▸ Task description
Wherever the string "this" shows up in a line, count that line. Give the total alone.
-- begin --
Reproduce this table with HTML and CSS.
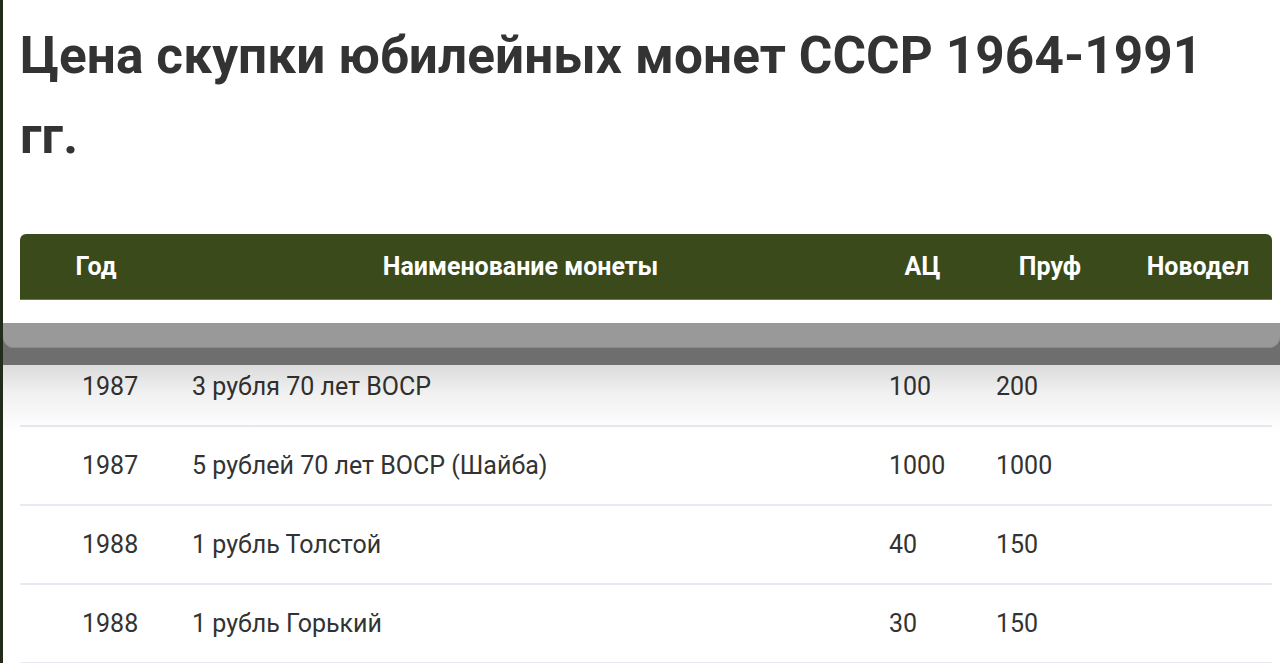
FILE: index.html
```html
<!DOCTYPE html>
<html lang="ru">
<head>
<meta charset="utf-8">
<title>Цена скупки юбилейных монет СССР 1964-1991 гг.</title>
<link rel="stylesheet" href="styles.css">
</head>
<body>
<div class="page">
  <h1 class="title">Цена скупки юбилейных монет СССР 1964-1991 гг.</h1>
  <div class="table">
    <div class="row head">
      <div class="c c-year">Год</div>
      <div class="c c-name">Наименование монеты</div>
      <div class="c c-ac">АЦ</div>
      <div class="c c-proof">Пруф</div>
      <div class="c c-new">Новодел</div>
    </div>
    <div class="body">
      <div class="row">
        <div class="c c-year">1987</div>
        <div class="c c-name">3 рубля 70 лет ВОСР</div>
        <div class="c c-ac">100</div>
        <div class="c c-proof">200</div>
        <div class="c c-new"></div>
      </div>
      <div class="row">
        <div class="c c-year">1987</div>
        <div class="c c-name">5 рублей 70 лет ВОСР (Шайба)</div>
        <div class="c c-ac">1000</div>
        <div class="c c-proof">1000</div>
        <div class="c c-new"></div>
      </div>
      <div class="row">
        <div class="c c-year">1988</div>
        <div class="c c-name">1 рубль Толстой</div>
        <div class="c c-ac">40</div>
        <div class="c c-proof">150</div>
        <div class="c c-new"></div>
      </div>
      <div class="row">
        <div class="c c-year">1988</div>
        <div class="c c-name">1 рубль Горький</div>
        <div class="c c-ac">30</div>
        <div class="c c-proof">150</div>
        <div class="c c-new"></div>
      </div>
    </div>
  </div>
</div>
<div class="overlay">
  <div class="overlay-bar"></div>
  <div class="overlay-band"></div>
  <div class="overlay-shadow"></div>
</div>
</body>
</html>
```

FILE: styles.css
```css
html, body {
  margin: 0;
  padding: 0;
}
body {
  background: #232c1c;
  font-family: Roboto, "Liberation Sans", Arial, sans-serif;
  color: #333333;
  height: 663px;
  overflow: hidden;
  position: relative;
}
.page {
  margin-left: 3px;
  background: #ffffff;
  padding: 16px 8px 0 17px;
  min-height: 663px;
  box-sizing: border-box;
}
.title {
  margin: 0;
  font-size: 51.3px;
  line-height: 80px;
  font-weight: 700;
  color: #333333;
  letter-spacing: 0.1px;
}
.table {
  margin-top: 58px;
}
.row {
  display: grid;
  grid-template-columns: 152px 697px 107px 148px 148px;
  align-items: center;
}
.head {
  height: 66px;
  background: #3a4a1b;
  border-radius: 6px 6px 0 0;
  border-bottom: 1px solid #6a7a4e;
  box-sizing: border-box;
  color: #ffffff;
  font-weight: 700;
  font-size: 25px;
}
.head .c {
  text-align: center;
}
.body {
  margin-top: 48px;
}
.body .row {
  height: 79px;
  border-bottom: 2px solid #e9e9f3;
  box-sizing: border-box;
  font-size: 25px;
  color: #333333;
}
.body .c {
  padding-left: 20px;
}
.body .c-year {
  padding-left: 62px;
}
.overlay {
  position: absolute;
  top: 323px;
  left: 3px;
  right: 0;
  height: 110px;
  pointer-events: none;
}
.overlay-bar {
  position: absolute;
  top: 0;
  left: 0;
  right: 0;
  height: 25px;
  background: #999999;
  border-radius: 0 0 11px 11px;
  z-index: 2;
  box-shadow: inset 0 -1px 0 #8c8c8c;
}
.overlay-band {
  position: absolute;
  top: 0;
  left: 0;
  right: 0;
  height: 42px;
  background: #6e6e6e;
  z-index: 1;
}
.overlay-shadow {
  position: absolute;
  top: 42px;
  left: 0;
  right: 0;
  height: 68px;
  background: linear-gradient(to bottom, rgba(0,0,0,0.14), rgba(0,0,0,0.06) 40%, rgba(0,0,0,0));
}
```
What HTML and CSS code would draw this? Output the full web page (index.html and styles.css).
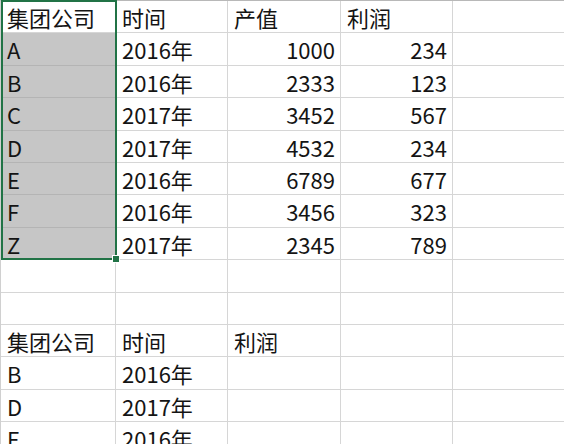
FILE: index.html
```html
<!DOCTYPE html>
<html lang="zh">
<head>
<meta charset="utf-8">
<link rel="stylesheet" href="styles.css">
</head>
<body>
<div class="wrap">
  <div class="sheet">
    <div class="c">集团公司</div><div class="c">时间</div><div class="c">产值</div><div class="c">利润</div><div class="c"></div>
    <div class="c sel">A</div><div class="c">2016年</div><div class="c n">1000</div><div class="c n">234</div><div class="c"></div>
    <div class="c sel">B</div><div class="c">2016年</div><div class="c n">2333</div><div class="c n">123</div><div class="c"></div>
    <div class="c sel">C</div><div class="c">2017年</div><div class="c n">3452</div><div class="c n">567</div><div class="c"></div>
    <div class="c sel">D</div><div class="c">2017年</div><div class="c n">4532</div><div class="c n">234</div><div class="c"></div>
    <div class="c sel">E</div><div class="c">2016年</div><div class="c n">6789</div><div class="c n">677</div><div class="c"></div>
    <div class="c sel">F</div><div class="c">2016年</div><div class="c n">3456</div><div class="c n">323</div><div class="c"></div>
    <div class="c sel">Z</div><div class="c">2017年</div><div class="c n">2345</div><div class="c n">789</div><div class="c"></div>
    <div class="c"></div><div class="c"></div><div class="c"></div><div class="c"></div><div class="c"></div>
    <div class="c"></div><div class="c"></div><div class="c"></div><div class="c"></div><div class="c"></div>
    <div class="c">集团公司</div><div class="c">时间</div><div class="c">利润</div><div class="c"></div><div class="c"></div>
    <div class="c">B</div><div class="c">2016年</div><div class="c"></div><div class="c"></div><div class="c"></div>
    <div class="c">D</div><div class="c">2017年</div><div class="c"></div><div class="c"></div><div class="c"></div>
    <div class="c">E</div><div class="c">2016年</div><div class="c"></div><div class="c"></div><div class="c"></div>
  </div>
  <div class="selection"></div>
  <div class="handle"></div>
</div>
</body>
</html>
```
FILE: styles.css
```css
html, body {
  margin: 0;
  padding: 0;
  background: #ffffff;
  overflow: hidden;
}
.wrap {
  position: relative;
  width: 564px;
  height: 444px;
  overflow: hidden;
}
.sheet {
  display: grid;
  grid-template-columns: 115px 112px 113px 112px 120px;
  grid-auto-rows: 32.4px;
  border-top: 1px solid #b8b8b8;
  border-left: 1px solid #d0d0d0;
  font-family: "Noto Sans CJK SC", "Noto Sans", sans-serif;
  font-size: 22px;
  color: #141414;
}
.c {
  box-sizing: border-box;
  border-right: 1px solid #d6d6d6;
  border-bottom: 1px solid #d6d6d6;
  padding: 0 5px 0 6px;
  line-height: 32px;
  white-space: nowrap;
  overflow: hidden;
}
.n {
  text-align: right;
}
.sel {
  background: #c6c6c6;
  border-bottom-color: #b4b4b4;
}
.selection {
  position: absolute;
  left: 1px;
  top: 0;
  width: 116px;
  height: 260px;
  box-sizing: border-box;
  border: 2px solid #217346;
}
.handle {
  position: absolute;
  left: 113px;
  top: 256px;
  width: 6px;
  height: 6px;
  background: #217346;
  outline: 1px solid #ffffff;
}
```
-- end --
▸ Solution below
2